Kirkus Reviews QR Code
A MOST WELCOME CHANGE by Douglass Mann

A MOST WELCOME CHANGE

by Douglass Mann

ISBN: 978-1-979629-66-9
Publisher: CreateSpace

A potentially valuable work of art generates familial animosity, legal drama, and political intrigue in this debut novel.

Nick Jaffe is a successful artist in his late 70s living in Sarasota, Florida, who’s inclined toward frothing diatribes about the shallowness of modern art—particularly its embrace of abstraction. He’s known for creating figurative pictures, which are generally regarded as beautiful, if unfashionable. Nick confides in Robert Ainsley—the owner of the art gallery that exhibits and sells his work—that he possesses what appears to be a painting by Ty Bromley that, if authentic, could be worth untold millions. In the 1960s, when Nick studied art in New York City, he was close friends with Bromley, but they had a falling-out over their conflicting opinions on the nature of art. Bromley later became a celebrity for producing precisely the kind of work Nick despised.
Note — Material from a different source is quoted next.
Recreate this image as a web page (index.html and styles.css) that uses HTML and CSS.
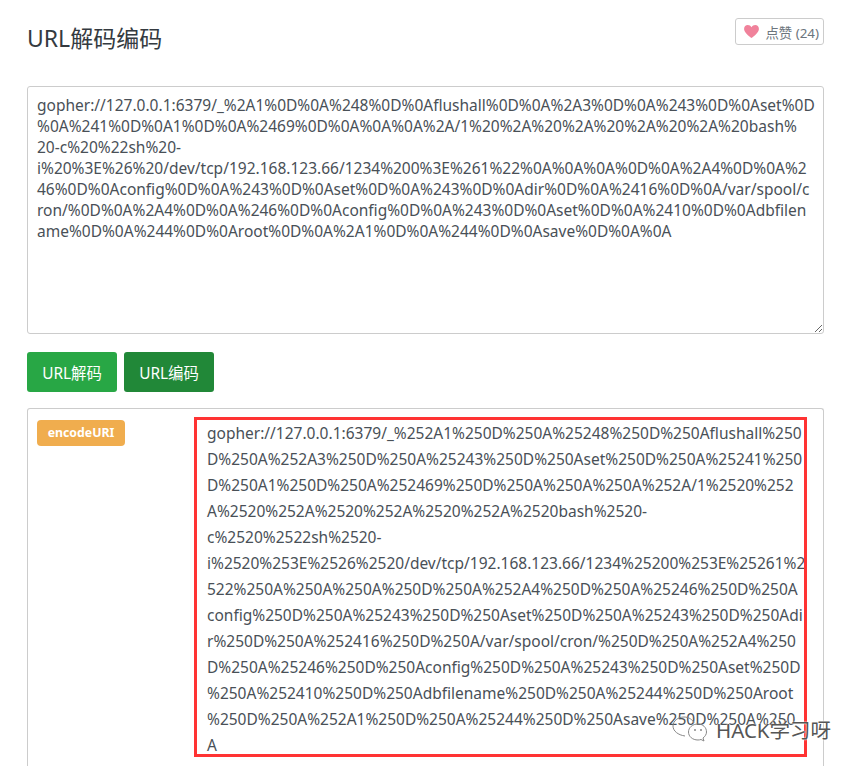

The old artist remains maddeningly vague about the painting’s provenance, but he entrusts it to Robert for safekeeping, anxious that his own wayward adult son, David, might attempt to steal it. When Nick dies, he leaves all of his art to Robert, who, in turn, has the Bromley authenticated by experts. David stages an open war for the Bromley’s ownership, and as publicity around it grows, a nefarious Russian oligarch and a despot from a nation called El Pico make a bid for it, too. Meanwhile, Robert attempts to repair his broken marriage. Debut author Mann has conjured a deliciously eclectic drama that sharply satirizes pretention and venality in the professional art world. Throughout the novel, his knowledge of both art and the law is redoubtable—he’s a lawyer by profession—and his prose is self-assured and inventive; the Bromley painting even gets a chance to speak for itself in a chapter titled “First Painting Singular.” Undergirding the drama and high jinks is a serious consideration of what truly counts as art—or, more precisely, a presentation of the great debate about what it means for something to truly be beautiful. As a result, Mann’s inaugural effort is as entertaining as it is thought-provoking.

A lively art-world drama that tackles grand themes.